Hacía varios meses no se veían. Un tímido saludo bastó para improvisar una charla sobre las baldosas amarillas de Rivadavia y Sarmiento, donde se cruzaron escapándole al tránsito de hora pico. "Por lo menos sirvió para algo la manifestación de Greenpeace", dijo ella. "A la semana siguiente reglamentaron la Ley de Glaciares, a medias, pero la reglamentaron", afirmó. Con una mueca, él advirtió que no creía mucho en la protesta y, más aún, sospechaba que había algún otro interés detrás del tremendo choque de las multinacionales involucradas en el asunto: la minera, por un lado; la organización ambientalista, por el otro. Una charla más, de las tantas que habían tenido. Sin cuidados ni pruritos. Sin reparar en los testigos ocasionales. Sin miedos.

Treinta y cinco años antes, difícilmente podrían haber mantenido una conversación semejante en la vía pública. Eran otros tiempos aquellos. Tan distintos que él, que tiene treinta y tres años de vida, no puede siquiera imaginarlo. Pero pasó.

"Ojo, que yo estoy igual que vos, ¿eh? ¡Yo ya no le creo a nadie!", aseguró ella, militante de derechos civiles, obstinada opositora a la minería metalífera. Lo dijo, tal vez, consciente de las diferencias que la separan de su interlocutor, pro minero declarado, en un claro ejercicio mutuo de tolerancia.

Treinta y cinco años antes, difícilmente podrían haber hablado así. Primero, porque el tema minero es cosecha 2000. No fue motivo de discrepancia hasta la llegada del siglo XXI, al menos en San Juan. Segundo, porque jamás se podrían haber reunido dos o más civiles en la vía pública para discutir sobre política. Habría que retroceder tres décadas para encontrar una controversia equiparable a la minera y ayudar a la comparación.
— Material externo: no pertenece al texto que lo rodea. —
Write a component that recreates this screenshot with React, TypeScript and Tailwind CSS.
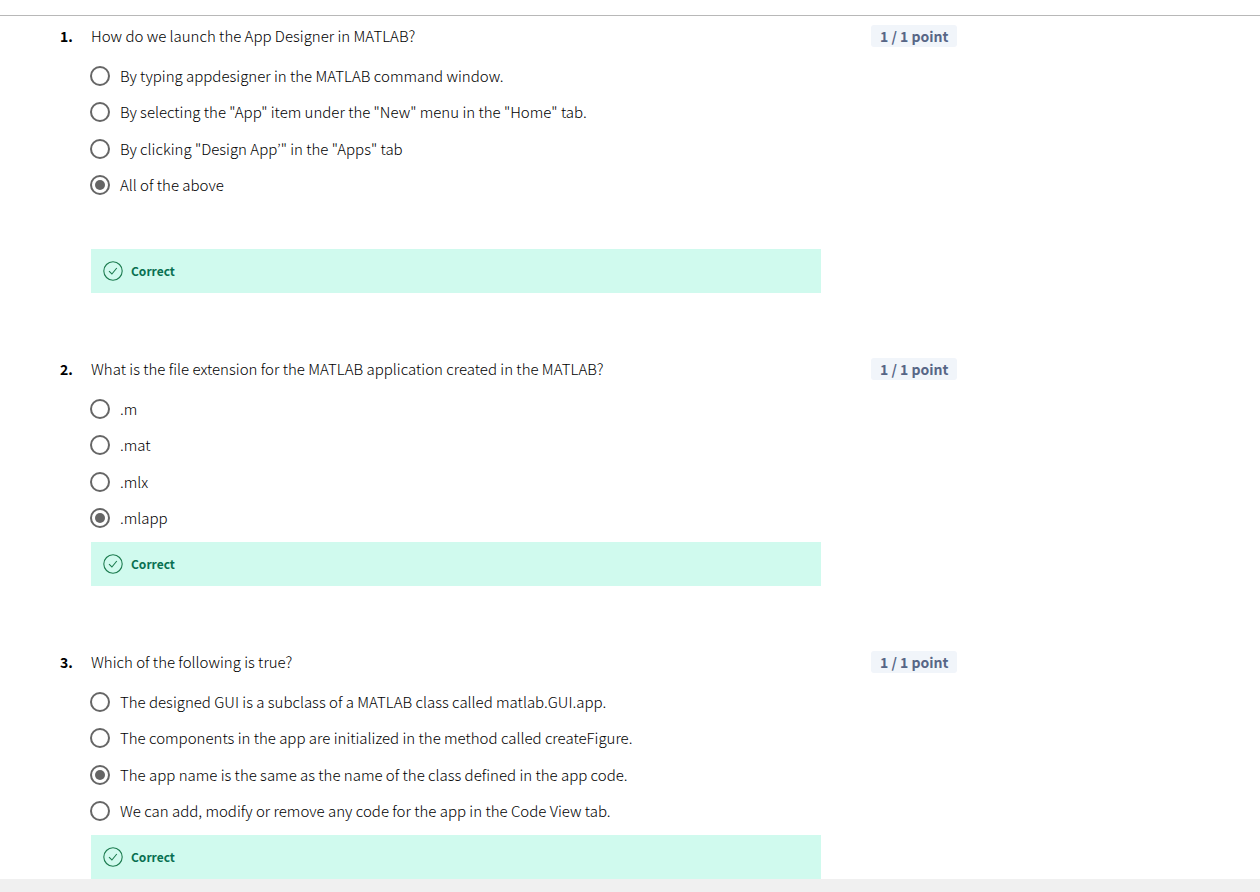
import React from 'react';

type Question = {
  prompt: string;
  options: string[];
  selected: number;
  spacious?: boolean;
};

const questions: Question[] = [
  {
    prompt: 'How do we launch the App Designer in MATLAB?',
    options: [
      'By typing appdesigner in the MATLAB command window.',
      'By selecting the "App" item under the "New" menu in the "Home" tab.',
      'By clicking "Design App’" in the "Apps" tab',
      'All of the above',
    ],
    selected: 3,
    spacious: true,
  },
  {
    prompt: 'What is the file extension for the MATLAB application created in the MATLAB?',
    options: ['.m', '.mat', '.mlx', '.mlapp'],
    selected: 3,
  },
  {
    prompt: 'Which of the following is true?',
    options: [
      'The designed GUI is a subclass of a MATLAB class called matlab.GUI.app.',
      'The components in the app are initialized in the method called createFigure.',
      'The app name is the same as the name of the class defined in the app code.',
      'We can add, modify or remove any code for the app in the Code View tab.',
    ],
    selected: 2,
  },
];

function CheckCircle() {
  return (
    <svg className="size-5 shrink-0" viewBox="0 0 20 20" fill="none" stroke="#1d7c50" aria-hidden="true">
      <circle cx="10" cy="10" r="9.2" strokeWidth="1.1" />
      <path d="M6 10.2 8.9 13 13.8 7" strokeWidth="1.1" />
    </svg>
  );
}

function QuestionBlock({ question, index }: { question: Question; index: number }) {
  return (
    <section className="grid grid-cols-[31px_minmax(0,730px)_auto] justify-start">
      <span className="text-[14px] leading-[22px] font-bold">{index + 1}.</span>
      <fieldset className="min-w-0">
        <legend className="text-[15px] leading-[22px] font-light">{question.prompt}</legend>
        <div className="mt-[11px] grid h-[145px] grid-rows-4">
          {question.options.map((option, i) => (
            <label key={option} className="-ml-px flex items-center gap-[10px] text-[15px] leading-[24px] font-light">
              <input
                type="radio"
                name={`question-${index + 1}`}
                defaultChecked={i === question.selected}
                className="grid size-5 shrink-0 appearance-none place-content-center rounded-full border-2 border-[#666666] bg-white before:size-[10px] before:rounded-full checked:before:bg-[#666666]"
              />
              <span>{option}</span>
            </label>
          ))}
        </div>
        <div
          className={`flex h-11 items-center gap-2 bg-[#d0faee] px-3 text-[12px] leading-5 font-bold text-[#087051] ${
            question.spacious ? 'mt-[46px]' : 'mt-[6px]'
          }`}
        >
          <CheckCircle />
          <span>Correct</span>
        </div>
      </fieldset>
      <span className="ml-[50px] h-[22px] rounded-[3px] bg-[#f1f5fa] px-[9px] text-[14px] leading-[22px] font-bold whitespace-nowrap text-[#576686]">
        1 / 1 point
      </span>
    </section>
  );
}

export default function App() {
  return (
    <div className="flex min-h-screen flex-col bg-white font-['Noto_Sans_CJK_KR',sans-serif] text-black">
      <header className="h-4 border-b border-[#b8b8b8]" />
      <main className="flex flex-col gap-[65px] pt-[9px] pl-[60px]">
        {questions.map((question, i) => (
          <QuestionBlock key={question.prompt} question={question} index={i} />
        ))}
      </main>
      <footer className="min-h-[13px] grow bg-[#f0f0f0]" />
    </div>
  );
}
Un beso. Una palmada en la espalda y el deseo sincero del pronto reencuentro. Y cada uno siguió su camino. Nada extraordinario, por cierto. Sin embargo, ahí radica la importancia de este episodio mínimo, que pudo haber tenido tantos intérpretes como escenarios diferentes.
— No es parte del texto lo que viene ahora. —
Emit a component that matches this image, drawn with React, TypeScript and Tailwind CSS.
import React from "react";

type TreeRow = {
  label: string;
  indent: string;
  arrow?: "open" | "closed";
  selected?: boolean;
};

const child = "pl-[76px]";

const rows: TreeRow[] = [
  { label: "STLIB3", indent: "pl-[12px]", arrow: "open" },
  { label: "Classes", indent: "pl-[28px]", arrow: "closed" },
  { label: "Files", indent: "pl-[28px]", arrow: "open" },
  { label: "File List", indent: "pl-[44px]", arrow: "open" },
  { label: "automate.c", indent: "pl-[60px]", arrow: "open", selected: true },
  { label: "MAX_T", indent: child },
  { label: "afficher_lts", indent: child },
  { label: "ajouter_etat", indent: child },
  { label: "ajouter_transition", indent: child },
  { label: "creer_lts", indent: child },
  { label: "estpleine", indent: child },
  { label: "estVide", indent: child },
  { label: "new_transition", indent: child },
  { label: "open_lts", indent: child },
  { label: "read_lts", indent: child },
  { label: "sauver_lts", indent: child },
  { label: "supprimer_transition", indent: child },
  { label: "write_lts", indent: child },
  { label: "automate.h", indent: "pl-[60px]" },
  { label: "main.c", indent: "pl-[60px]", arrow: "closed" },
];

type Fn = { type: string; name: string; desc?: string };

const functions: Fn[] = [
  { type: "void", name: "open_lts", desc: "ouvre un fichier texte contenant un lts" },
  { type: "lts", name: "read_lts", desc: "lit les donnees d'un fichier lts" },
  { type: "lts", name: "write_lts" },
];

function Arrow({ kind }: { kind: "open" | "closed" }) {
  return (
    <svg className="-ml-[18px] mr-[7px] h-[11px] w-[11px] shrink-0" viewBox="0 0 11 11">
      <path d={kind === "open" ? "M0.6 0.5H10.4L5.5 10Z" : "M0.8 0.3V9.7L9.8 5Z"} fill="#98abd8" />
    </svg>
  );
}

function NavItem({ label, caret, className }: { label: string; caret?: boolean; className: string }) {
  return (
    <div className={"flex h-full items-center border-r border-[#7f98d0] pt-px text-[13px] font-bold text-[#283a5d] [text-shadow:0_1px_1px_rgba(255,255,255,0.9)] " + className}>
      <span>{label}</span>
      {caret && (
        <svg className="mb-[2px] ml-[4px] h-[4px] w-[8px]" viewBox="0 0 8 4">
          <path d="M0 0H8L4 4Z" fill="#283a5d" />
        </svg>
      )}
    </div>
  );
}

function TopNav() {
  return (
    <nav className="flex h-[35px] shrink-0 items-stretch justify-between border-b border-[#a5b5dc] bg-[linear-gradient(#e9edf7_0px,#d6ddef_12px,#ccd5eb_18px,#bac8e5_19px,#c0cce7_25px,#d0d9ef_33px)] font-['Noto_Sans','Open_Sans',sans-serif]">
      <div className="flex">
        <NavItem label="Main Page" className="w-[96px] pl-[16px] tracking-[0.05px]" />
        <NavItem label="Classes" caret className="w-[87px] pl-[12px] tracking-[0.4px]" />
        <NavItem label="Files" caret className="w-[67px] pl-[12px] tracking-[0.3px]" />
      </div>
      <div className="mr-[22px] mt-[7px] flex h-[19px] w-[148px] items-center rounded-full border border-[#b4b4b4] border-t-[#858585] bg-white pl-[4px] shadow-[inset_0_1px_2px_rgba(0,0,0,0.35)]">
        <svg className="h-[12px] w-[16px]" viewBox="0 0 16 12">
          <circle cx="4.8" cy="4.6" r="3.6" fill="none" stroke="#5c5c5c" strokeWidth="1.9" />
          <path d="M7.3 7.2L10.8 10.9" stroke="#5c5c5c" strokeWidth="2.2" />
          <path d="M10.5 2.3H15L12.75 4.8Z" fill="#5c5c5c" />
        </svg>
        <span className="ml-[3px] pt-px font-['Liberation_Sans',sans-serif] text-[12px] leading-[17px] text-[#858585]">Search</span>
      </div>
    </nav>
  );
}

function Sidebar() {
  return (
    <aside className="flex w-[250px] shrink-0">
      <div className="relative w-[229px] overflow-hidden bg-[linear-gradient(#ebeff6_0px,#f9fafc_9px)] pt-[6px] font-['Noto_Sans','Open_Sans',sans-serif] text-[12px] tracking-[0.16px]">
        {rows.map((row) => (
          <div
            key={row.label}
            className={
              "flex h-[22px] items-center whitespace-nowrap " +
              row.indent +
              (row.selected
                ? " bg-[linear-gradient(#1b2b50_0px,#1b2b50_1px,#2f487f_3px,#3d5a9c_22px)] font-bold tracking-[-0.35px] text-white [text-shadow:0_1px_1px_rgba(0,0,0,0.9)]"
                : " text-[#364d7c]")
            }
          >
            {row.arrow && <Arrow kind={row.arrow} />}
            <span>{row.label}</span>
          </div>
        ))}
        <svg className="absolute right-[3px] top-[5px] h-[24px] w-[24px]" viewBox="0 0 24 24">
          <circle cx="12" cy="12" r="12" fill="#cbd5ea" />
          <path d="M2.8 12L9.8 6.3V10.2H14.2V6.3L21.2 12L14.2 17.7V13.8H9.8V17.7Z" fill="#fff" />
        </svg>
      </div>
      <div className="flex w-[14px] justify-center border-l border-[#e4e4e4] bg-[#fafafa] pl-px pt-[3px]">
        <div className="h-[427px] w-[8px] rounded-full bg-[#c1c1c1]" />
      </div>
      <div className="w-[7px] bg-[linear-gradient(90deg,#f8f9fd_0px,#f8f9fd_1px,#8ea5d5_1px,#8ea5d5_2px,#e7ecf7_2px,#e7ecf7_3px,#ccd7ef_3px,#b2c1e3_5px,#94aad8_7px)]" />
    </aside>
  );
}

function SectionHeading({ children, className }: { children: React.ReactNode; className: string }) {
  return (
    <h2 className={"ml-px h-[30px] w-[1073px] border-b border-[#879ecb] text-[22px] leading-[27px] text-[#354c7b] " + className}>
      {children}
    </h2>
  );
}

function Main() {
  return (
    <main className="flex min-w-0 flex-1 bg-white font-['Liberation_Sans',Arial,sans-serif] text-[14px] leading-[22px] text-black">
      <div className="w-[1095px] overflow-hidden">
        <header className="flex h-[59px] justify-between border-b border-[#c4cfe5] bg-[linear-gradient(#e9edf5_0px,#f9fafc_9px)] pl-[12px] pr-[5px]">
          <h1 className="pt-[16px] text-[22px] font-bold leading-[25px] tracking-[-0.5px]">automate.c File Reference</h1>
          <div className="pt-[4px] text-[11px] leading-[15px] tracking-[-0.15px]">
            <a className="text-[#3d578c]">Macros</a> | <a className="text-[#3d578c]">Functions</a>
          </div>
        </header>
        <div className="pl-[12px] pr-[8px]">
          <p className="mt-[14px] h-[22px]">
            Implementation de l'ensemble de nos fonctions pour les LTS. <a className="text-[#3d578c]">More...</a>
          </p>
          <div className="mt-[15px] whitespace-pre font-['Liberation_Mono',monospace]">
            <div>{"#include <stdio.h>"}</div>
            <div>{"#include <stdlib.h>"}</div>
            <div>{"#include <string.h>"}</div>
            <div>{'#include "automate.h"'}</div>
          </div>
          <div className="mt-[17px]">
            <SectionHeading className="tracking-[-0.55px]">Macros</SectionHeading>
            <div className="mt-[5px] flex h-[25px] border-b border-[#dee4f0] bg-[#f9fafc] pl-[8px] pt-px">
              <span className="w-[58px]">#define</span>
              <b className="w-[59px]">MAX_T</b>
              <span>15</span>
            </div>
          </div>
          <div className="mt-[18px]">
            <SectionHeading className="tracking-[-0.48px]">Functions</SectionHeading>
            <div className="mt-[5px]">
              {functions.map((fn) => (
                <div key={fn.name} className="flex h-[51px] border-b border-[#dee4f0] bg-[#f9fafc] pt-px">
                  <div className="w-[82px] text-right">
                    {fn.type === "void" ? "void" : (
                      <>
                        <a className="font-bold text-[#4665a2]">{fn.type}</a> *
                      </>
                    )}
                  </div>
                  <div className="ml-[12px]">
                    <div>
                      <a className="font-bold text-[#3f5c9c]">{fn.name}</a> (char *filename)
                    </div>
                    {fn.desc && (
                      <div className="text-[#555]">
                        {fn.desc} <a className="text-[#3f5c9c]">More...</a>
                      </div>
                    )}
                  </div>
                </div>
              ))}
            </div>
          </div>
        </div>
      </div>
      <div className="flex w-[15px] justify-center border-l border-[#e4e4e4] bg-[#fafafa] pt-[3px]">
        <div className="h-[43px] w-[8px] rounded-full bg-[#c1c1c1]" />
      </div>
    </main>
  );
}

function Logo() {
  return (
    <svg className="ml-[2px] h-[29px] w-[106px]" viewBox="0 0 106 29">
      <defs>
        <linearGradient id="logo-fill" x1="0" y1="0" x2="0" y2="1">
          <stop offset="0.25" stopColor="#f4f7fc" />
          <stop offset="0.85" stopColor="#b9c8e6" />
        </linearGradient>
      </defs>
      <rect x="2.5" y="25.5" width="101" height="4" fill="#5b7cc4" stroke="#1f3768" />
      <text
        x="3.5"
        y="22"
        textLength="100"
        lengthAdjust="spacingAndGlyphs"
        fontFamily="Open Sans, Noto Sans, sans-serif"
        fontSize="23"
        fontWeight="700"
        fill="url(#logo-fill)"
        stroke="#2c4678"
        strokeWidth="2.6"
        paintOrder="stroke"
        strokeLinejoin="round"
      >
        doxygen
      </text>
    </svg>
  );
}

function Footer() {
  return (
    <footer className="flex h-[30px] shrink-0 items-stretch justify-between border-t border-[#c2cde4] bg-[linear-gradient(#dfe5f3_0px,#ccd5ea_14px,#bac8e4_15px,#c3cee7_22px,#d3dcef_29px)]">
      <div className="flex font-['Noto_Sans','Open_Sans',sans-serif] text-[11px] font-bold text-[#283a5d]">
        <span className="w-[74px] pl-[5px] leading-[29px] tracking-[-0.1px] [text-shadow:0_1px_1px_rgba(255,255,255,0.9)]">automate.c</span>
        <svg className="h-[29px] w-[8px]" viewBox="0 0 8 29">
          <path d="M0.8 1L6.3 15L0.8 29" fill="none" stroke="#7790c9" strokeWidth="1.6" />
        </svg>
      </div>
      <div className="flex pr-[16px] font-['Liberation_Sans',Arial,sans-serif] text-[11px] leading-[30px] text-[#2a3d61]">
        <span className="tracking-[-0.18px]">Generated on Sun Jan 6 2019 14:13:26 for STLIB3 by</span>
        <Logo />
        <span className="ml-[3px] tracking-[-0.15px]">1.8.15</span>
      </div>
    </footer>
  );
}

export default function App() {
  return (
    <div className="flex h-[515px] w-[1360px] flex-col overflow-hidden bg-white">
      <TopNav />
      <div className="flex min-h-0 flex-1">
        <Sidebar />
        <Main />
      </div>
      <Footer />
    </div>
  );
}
Sostener puntos de vista contrapuestos y tener la capacidad de escucharlos aún sabiéndolos irreconciliables, es un síntoma saludable. La sociedad empezó a despabilarse. Pero es un largo proceso, sin atajos fáciles. Posiblemente la meta sea aún difusa y aparezcan obstáculos peligrosos, que inviten a los desprevenidos a asumir posiciones extremas, desde la falaz convicción de sentirse dueños de la verdad. Felizmente, esta marcha hacia la plena libertad de expresión, es inevitable.

Como escribió el chileno Julio Numhauser en su exilio, durante la amarga dictadura pinochetista: cambia lo superficial / cambia también lo profundo / cambia el modo de pensar / cambia todo en este mundo.